2. Compliance models assume human oversight
Regulators in both the U.S. and the GCC are still determining how to classify actions made by autonomous agents. Who is liable for an AI-driven loan denial, mispriced trade, or false AML alert? Until governance frameworks mature, banks risk regulatory exposure.
In a recent EY-Parthenon 2025 survey of retail and commercial banks, 67% cited data privacy and security concerns, and 61% said lack of trust in AI decision-making is a barrier.
3. Cultural readiness is lagging behind technological readiness
Leadership teams often misunderstand AI’s capabilities. They view it as “automation software,” not a semi-independent actor that can transform the structure of entire departments.
4. Workforce displacement fears remain unresolved.
Agentic AI doesn’t assist employees, it competes with them. That introduces social, ethical, and economic tensions that banks have yet to address independently and transparently.
According to the PwC Global Workforce Hopes & Fears Survey 2024, 62% of banking employees globally fear that AI (including agentic AI) will replace their roles within five years.
Gallop Workplace and AI Sentiment Index highlights that in the U.S., 48% of financial services workers say AI will make their current role obsolete.
Oliver Wyman Middle East Workforce Sentiment Report 2024 highlighted numbers exclusively for the GCC, 52% of UAE employees fear displacement due to autonomous AI systems and digital agents.
The GCC advantage and the U.S. pressure
The UAE, Saudi Arabia, and Qatar are pushing national AI visions backed by state-level investment, regulatory sandboxing, and aggressive digitization targets. This gives GCC banks an agility advantage: fewer legacy systems, faster regulatory adaptation, and leadership willing to rethink institutional design.
In contrast, the U.S. banking sector—though technologically advanced—faces heavier regulatory constraints, shareholder pressure, and entrenched workflows. The result: powerful innovation, slower adoption.

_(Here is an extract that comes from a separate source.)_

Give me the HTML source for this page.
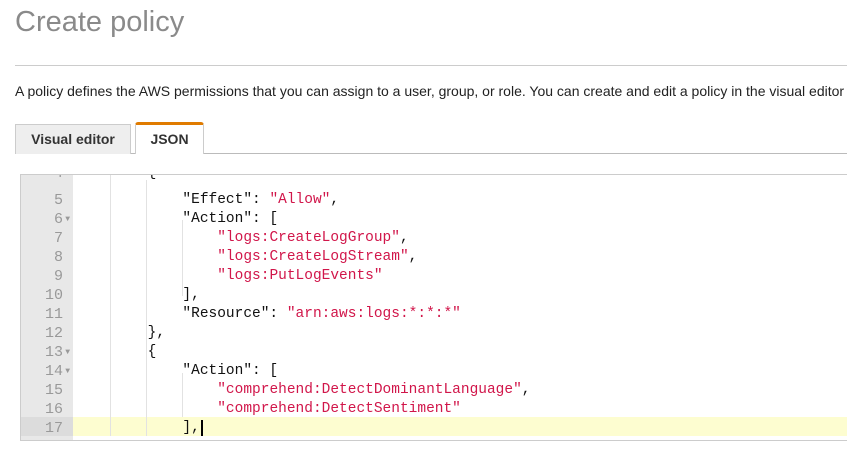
<!DOCTYPE html>
<html><head><style>
body{margin:0;width:847px;height:463px;overflow:hidden;background:#fff;font-family:"Liberation Sans",sans-serif;position:relative}
.t{position:absolute;left:15px;top:6px;font-size:29px;color:#8a8a8a}
.hr{position:absolute;left:15px;right:0;top:65px;border-top:1px solid #ccc}
.p{position:absolute;left:15px;top:83px;font-size:14px;color:#222;white-space:nowrap}
.tabline{position:absolute;left:15px;right:0;top:153px;border-top:1px solid #bbb}
.tab{position:absolute;font-weight:bold;font-size:14px;color:#333;text-align:center;box-sizing:border-box}
.ed{position:absolute;left:20px;top:174px;width:900px;height:265px;border:1px solid #ccc;border-right:none;overflow:hidden;background:#fff}
.g{position:absolute;left:0;top:0;width:52px;height:100%;background:#e8e8e8}
.ln{position:absolute;left:0;width:52px;height:19px;box-sizing:border-box;padding-right:10px;text-align:right;color:#999;font:15px/19px "Liberation Mono",monospace;margin-top:2px}
.ln i{font-style:normal;font-size:8px;position:absolute;right:3px;top:0}
.cl{position:absolute;left:57px;height:19px;white-space:pre;font:14.5px/19px "Liberation Mono",monospace;color:#111;margin-top:2px}
.s{color:#d1164a}
.gd{position:absolute;width:1px;background:#e2e2e2}
</style></head><body>
<div class="t">Create policy</div>
<div class="hr"></div>
<div class="p">A policy defines the AWS permissions that you can assign to a user, group, or role. You can create and edit a policy in the visual editor</div>
<div class="tabline"></div>
<div class="tab" style="left:15px;top:124px;width:116px;height:30px;background:#eee;border:1px solid #ccc;border-bottom:none;line-height:28px">Visual editor</div>
<div class="tab" style="left:135px;top:122px;width:69px;height:32px;background:#fff;border:1px solid #ccc;border-top:3px solid #e07b00;border-bottom:none;border-radius:3px 3px 0 0;line-height:28px">JSON</div>
<div class="ed">
<div class="g"></div>
<div style="position:absolute;left:0;top:242px;width:100%;height:19px;background:#fdfdd0"></div>
<div style="position:absolute;left:0;top:242px;width:52px;height:19px;background:#dcdcdc"></div>
<div class="gd" style="left:89px;top:0;height:261px"></div>
<div class="gd" style="left:125px;top:5px;height:256px"></div>
<div class="gd" style="left:161px;top:45px;height:76px"></div>
<div class="gd" style="left:161px;top:198px;height:44px"></div>
<div class="ln" style="top:-13px">4</div><div class="cl" style="top:-13px">        {</div>
<div class="ln" style="top:14px">5</div><div class="cl" style="top:14px">            "Effect": <span class="s">"Allow"</span>,</div>
<div class="ln" style="top:33px">6<i>▼</i></div><div class="cl" style="top:33px">            "Action": [</div>
<div class="ln" style="top:52px">7</div><div class="cl" style="top:52px">                <span class="s">"logs:CreateLogGroup"</span>,</div>
<div class="ln" style="top:71px">8</div><div class="cl" style="top:71px">                <span class="s">"logs:CreateLogStream"</span>,</div>
<div class="ln" style="top:90px">9</div><div class="cl" style="top:90px">                <span class="s">"logs:PutLogEvents"</span></div>
<div class="ln" style="top:109px">10</div><div class="cl" style="top:109px">            ],</div>
<div class="ln" style="top:128px">11</div><div class="cl" style="top:128px">            "Resource": <span class="s">"arn:aws:logs:*:*:*"</span></div>
<div class="ln" style="top:147px">12</div><div class="cl" style="top:147px">        },</div>
<div class="ln" style="top:166px">13<i>▼</i></div><div class="cl" style="top:166px">        {</div>
<div class="ln" style="top:185px">14<i>▼</i></div><div class="cl" style="top:185px">            "Action": [</div>
<div class="ln" style="top:204px">15</div><div class="cl" style="top:204px">                <span class="s">"comprehend:DetectDominantLanguage"</span>,</div>
<div class="ln" style="top:223px">16</div><div class="cl" style="top:223px">                <span class="s">"comprehend:DetectSentiment"</span></div>
<div class="ln" style="top:242px">17</div><div class="cl" style="top:242px">            ],<span style="border-left:2px solid #000;margin-left:1px"></span></div>
</div>
</body></html>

An inside look on the GCC and the US banks deploying agentic AI
- Emirates NBD / Liv.
Emirates NBD’s digital-only bank launched Liv, a fully operational autonomous AI agent with a ‘zero-human-touch’ model for underwriting. The AI ingests bureau scores, salary flows, and behavioral data and then autonomously approves or declines personal loans.
1. Mashreq Bank
Mashreq has adopted an agentic AI solution for customer onboarding and e-KYC, where AI pre-fills manual fields from client documents to reduce turnaround time.
2. JPMorgan Chase (USA)
JPMorgan is listed as one of the banks transitioning to “DX 2.0” with AI-native models, using agentic AI in back-office workflows
3. HDFC Bank (India, for global context)
While not GCC or U.S., this is a real-world bank deploying agentic agents for onboarding, compliance tasks, and cybersecurity operations.
4. BNY Mellon (USA)
According to reporting, BNY Mellon has rolled out AI-powered agents as “digital workers” with their own logins to perform tasks such as validating payment instructions.

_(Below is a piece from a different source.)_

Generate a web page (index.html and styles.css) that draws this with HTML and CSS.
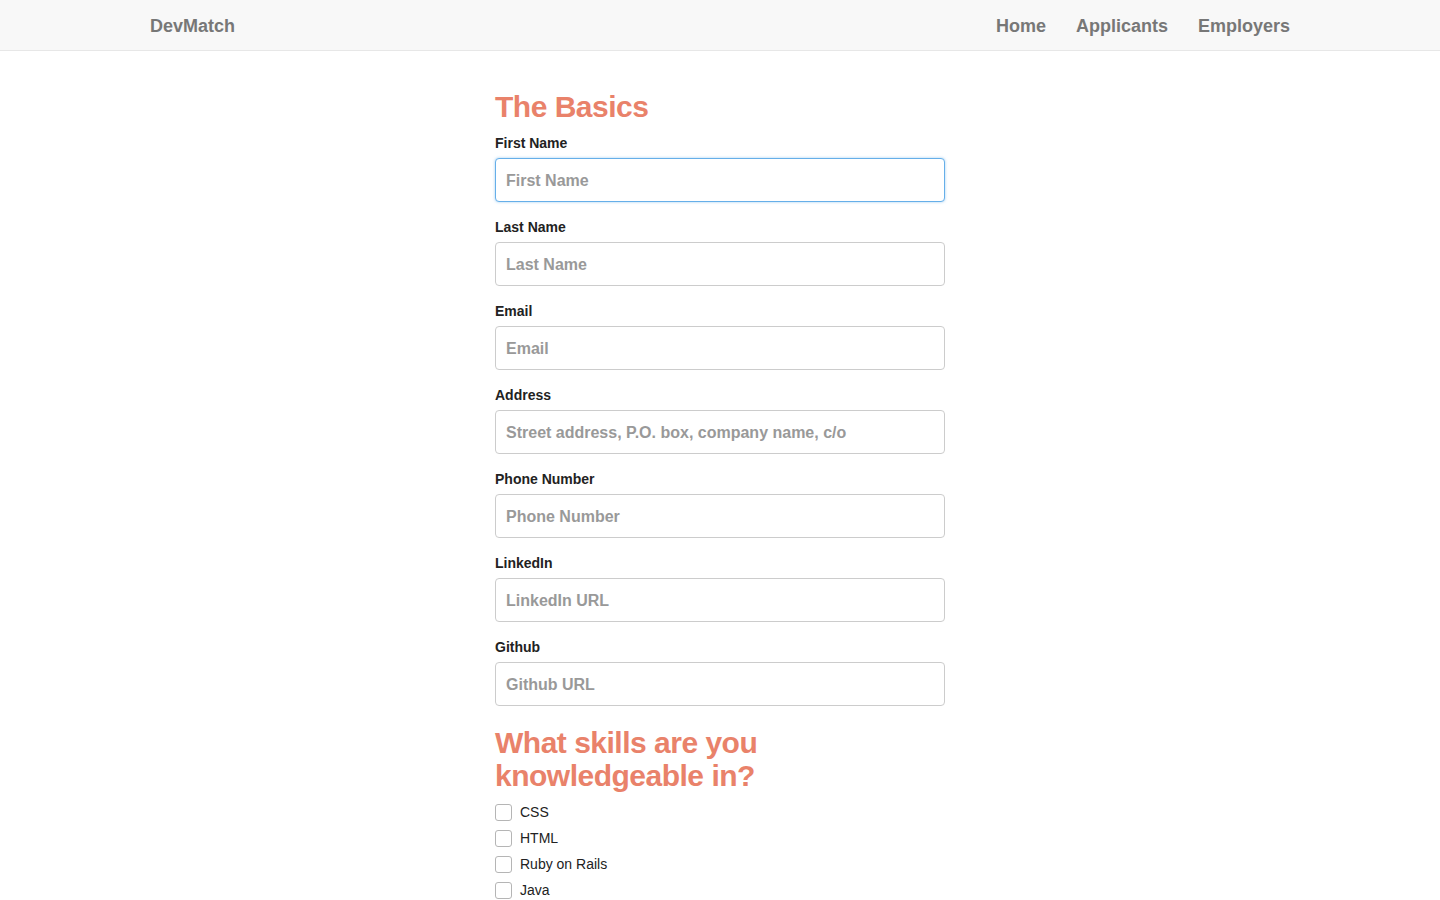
FILE: index.html
```html
<!DOCTYPE html>
<html lang="en">
<head>
<meta charset="utf-8">
<title>DevMatch</title>
<link rel="stylesheet" href="styles.css">
</head>
<body>
<nav class="navbar">
  <div class="nav-inner">
    <a class="brand" href="#">DevMatch</a>
    <ul class="nav-links">
      <li><a href="#">Home</a></li>
      <li><a href="#">Applicants</a></li>
      <li><a href="#">Employers</a></li>
    </ul>
  </div>
</nav>
<main class="content">
  <form class="form-col">
    <h2 class="section-title">The Basics</h2>
    <div class="form-group">
      <label for="fn">First Name</label>
      <input id="fn" class="form-control is-focused" type="text" placeholder="First Name">
    </div>
    <div class="form-group">
      <label for="ln">Last Name</label>
      <input id="ln" class="form-control" type="text" placeholder="Last Name">
    </div>
    <div class="form-group">
      <label for="em">Email</label>
      <input id="em" class="form-control" type="text" placeholder="Email">
    </div>
    <div class="form-group">
      <label for="ad">Address</label>
      <input id="ad" class="form-control" type="text" placeholder="Street address, P.O. box, company name, c/o">
    </div>
    <div class="form-group">
      <label for="ph">Phone Number</label>
      <input id="ph" class="form-control" type="text" placeholder="Phone Number">
    </div>
    <div class="form-group">
      <label for="li">LinkedIn</label>
      <input id="li" class="form-control" type="text" placeholder="LinkedIn URL">
    </div>
    <div class="form-group">
      <label for="gh">Github</label>
      <input id="gh" class="form-control" type="text" placeholder="Github URL">
    </div>
    <h2 class="section-title">What skills are you knowledgeable in?</h2>
    <div class="checks">
      <label class="check"><span class="box"></span>CSS</label>
      <label class="check"><span class="box"></span>HTML</label>
      <label class="check"><span class="box"></span>Ruby on Rails</label>
      <label class="check"><span class="box"></span>Java</label>
    </div>
  </form>
</main>
</body>
</html>
```
FILE: styles.css
```css
* { box-sizing: border-box; }
html, body { margin: 0; padding: 0; }
body {
  font-family: "Liberation Sans", Arial, Helvetica, sans-serif;
  font-size: 14px;
  line-height: 20px;
  color: #222;
  background: #fff;
}
.navbar {
  height: 51px;
  background: #f8f8f8;
  border-bottom: 1px solid #e7e7e7;
}
.nav-inner {
  width: 1140px;
  margin: 0 auto;
  height: 50px;
  padding-top: 2px;
  display: flex;
  align-items: center;
  justify-content: space-between;
}
.brand {
  font-size: 18px;
  font-weight: bold;
  color: #777;
  text-decoration: none;
}
.nav-links {
  list-style: none;
  margin: 0;
  padding: 0;
  display: flex;
  gap: 30px;
}
.nav-links a {
  font-size: 18px;
  font-weight: bold;
  color: #777;
  text-decoration: none;
}
.content {
  padding-top: 19px;
}
.form-col {
  width: 450px;
  margin: 0 auto;
}
.section-title {
  color: #e9826a;
  font-size: 30px;
  line-height: 33px;
  font-weight: bold;
  margin: 20px 0 10px;
  letter-spacing: -0.5px;
}
.form-group {
  margin-bottom: 15px;
}
.form-group label {
  display: block;
  font-weight: bold;
  font-size: 14px;
  line-height: 20px;
  margin-bottom: 5px;
  color: #222;
}
.form-control {
  display: block;
  width: 100%;
  height: 44px;
  padding: 2px 10px 0;
  font-family: inherit;
  font-size: 16px;
  font-weight: bold;
  color: #555;
  border: 1px solid #ccc;
  border-radius: 4px;
  background: #fff;
  outline: none;
}
.form-control::placeholder {
  color: #999;
  font-weight: bold;
}
.form-control.is-focused {
  border-color: #66afe9;
  box-shadow: 0 0 3px rgba(102, 175, 233, 0.6);
}
.checks {
  display: flex;
  flex-direction: column;
  gap: 6px;
}
.check {
  display: flex;
  align-items: center;
  gap: 8px;
  font-size: 14px;
  line-height: 20px;
  color: #222;
}
.box {
  width: 17px;
  height: 17px;
  border: 1px solid #b5b5b5;
  border-radius: 3px;
  background: #fff;
  flex: none;
}
```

The future is autonomous and uncomfortable
Agentic AI is on track to become the silent backbone of tomorrow’s financial systems — an invisible workforce executing decisions, processing transactions, and managing critical operations at speeds no human team can match. It won’t wait for instructions. It won’t ask permission. It will simply deliver—faster, cheaper, and with a level of precision that transforms the economics of banking.
But this transformation comes with weight. Even in early pilot stages, agentic AI introduces entirely new risk surfaces across security, compliance, and governance. These systems don’t just automate tasks; they make decisions. And without robust guardrails — human-in-the-loop oversight, transparent audit trails, and enforceable safety boundaries — autonomous agents can act in ways that are difficult to trace, predict, or control.

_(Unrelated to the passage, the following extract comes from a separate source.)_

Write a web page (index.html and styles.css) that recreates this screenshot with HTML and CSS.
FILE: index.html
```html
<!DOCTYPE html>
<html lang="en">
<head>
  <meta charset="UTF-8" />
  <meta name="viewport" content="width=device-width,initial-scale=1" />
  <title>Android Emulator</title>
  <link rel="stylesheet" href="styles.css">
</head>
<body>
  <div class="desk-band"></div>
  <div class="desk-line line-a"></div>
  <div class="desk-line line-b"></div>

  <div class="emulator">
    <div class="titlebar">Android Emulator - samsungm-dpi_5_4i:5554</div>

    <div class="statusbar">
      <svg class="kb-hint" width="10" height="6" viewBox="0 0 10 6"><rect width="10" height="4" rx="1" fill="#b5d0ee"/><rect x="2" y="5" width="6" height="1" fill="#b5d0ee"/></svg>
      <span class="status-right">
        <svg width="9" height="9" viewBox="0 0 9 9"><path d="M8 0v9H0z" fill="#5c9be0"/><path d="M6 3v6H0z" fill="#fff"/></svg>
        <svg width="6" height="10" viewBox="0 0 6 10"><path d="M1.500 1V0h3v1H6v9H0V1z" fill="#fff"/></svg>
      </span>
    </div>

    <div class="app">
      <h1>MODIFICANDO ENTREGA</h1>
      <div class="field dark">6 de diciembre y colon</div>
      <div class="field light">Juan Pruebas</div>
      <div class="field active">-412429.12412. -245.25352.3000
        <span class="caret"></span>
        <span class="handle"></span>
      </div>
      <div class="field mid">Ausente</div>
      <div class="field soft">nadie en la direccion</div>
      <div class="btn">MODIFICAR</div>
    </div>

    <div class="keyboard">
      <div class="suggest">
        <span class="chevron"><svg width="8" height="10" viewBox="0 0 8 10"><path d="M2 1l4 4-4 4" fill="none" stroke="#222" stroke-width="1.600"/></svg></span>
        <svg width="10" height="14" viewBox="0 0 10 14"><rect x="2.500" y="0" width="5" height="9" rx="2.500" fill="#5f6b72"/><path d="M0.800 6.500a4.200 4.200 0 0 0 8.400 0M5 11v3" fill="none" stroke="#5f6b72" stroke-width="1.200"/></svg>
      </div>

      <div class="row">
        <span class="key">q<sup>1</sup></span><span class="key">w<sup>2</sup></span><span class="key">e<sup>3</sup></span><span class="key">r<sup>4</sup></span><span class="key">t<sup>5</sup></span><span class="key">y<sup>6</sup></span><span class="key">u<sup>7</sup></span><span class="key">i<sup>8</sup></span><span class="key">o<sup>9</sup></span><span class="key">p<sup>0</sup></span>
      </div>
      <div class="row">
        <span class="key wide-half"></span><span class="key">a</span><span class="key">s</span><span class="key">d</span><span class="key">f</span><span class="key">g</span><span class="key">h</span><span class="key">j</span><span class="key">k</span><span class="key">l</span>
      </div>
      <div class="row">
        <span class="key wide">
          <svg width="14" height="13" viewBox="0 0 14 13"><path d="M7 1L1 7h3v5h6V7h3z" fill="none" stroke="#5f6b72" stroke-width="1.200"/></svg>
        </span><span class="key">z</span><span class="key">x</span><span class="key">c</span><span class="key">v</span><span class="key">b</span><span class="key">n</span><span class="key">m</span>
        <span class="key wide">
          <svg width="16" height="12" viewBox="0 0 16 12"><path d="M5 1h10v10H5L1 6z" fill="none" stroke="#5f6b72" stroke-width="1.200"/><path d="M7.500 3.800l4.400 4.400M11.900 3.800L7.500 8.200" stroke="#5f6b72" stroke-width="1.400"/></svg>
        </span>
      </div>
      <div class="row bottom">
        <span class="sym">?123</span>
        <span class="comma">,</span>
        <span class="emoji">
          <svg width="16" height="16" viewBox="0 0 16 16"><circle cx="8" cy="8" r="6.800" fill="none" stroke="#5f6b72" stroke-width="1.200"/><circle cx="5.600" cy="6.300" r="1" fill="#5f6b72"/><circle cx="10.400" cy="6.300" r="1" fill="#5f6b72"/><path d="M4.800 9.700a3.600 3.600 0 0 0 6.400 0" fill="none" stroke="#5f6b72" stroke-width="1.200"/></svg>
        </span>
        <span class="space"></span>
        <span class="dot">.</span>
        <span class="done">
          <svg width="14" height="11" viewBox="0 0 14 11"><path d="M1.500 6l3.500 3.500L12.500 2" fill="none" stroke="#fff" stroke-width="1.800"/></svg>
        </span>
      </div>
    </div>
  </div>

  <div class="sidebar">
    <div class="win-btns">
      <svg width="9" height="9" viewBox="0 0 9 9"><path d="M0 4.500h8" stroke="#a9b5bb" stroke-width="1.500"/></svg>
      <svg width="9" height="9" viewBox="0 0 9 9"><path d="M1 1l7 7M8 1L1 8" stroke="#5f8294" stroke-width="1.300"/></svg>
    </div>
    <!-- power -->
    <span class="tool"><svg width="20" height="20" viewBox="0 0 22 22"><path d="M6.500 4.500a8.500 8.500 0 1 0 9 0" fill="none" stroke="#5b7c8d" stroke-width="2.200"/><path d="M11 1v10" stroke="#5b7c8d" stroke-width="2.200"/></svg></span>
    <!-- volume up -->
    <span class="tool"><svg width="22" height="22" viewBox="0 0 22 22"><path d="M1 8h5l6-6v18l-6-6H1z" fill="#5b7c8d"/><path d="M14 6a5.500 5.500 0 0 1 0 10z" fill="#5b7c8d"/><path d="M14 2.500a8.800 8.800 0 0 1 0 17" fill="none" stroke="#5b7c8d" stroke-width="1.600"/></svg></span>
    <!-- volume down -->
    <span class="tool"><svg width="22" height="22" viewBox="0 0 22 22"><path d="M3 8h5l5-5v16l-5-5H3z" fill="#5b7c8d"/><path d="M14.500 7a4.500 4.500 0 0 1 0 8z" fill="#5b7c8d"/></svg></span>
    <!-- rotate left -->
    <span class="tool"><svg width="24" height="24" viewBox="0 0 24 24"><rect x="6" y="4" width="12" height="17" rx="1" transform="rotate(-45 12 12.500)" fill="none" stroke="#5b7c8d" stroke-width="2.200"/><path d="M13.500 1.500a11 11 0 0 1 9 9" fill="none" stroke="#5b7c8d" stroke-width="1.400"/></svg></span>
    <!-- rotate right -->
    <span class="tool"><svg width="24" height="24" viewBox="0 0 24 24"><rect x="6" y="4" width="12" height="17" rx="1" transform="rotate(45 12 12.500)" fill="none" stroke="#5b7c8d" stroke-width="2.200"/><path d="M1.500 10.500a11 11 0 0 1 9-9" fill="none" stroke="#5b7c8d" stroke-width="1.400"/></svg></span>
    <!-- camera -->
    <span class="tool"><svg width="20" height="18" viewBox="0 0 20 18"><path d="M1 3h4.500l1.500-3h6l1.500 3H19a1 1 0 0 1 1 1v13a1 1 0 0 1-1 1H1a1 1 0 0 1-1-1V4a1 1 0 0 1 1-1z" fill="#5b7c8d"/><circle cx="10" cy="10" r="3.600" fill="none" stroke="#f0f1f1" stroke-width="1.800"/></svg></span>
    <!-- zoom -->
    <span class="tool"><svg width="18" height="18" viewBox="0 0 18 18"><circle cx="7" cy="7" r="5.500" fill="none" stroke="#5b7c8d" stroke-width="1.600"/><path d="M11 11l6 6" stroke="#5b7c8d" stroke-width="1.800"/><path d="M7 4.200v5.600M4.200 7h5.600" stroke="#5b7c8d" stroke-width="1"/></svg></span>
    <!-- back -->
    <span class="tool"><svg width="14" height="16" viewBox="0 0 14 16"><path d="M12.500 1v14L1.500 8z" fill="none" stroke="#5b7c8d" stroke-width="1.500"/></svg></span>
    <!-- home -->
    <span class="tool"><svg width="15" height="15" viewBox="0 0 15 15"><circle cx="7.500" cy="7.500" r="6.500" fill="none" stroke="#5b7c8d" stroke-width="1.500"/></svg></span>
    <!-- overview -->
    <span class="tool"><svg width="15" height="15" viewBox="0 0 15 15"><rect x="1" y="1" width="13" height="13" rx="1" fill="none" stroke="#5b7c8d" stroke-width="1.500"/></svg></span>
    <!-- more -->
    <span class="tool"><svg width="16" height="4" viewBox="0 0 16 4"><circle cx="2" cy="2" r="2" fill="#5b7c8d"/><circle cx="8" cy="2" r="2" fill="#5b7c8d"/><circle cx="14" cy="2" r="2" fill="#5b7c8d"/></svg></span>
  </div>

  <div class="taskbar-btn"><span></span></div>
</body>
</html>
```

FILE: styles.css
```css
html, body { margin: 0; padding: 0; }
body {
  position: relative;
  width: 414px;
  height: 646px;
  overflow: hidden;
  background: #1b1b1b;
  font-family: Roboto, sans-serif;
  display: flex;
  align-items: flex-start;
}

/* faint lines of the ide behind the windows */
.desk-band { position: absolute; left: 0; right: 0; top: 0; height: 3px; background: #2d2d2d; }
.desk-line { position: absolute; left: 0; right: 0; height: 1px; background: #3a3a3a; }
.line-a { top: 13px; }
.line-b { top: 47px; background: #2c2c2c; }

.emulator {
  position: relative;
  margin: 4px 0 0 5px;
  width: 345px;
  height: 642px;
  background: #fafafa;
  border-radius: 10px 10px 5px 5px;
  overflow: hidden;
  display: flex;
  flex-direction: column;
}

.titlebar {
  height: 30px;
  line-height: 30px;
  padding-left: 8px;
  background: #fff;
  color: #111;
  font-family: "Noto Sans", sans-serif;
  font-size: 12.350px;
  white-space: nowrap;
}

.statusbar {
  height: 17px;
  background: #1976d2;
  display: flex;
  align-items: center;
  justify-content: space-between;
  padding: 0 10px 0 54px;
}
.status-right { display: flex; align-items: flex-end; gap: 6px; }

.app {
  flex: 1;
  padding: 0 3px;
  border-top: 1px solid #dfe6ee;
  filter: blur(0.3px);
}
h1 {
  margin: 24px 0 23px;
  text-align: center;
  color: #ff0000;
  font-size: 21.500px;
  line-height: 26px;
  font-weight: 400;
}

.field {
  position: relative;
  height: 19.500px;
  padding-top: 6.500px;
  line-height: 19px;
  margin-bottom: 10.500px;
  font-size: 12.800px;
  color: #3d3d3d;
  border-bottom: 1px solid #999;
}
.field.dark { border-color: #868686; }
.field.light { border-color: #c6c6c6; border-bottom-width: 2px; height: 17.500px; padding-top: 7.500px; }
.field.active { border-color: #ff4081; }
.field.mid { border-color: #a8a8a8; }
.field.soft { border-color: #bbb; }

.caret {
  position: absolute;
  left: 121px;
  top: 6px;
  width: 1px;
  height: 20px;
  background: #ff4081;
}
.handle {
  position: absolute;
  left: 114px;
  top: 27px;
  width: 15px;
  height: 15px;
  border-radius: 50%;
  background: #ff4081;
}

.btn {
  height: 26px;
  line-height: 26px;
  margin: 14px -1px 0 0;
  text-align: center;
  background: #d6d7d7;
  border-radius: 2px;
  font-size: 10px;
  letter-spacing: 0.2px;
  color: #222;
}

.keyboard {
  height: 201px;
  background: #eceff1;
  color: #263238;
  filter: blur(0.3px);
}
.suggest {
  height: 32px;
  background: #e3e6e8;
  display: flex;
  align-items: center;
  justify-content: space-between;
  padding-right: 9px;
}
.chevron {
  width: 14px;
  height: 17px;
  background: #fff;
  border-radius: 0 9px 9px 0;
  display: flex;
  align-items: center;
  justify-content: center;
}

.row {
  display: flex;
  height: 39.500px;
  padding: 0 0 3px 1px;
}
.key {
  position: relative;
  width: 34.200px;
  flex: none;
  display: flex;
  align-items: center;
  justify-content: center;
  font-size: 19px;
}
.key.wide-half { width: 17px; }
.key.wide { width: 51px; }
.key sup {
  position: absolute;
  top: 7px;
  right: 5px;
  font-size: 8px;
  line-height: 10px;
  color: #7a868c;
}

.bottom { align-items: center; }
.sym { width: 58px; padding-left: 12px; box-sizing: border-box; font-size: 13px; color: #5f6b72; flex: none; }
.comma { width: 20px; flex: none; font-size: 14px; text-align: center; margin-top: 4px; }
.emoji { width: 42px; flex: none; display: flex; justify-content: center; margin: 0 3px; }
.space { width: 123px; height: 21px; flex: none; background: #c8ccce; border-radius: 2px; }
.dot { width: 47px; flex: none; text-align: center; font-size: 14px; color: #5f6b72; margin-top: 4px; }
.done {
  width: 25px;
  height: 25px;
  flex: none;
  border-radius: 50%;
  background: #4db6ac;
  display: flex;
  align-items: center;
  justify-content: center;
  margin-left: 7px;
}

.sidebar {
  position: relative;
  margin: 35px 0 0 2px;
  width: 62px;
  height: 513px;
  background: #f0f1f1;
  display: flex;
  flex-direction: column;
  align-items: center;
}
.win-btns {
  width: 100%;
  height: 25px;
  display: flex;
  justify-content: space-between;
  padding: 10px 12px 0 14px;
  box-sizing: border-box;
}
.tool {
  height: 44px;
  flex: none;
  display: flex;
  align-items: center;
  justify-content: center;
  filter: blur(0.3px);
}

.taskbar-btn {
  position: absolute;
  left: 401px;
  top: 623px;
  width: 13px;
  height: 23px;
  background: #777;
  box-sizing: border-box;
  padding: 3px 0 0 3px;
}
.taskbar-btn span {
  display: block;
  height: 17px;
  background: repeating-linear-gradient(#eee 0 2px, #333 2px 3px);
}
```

Banks are attracted to the promise of hands-off automation, lower costs, and near-instant decision cycles. And the pressure to adopt is rising quickly across both the GCC and U.S. markets. But the risks are just as strong. Until accountability frameworks mature, regulatory expectations become clearer, and governance structures evolve to match the autonomy of these systems, full-scale agentic AI deployment remains as dangerous as it is promising.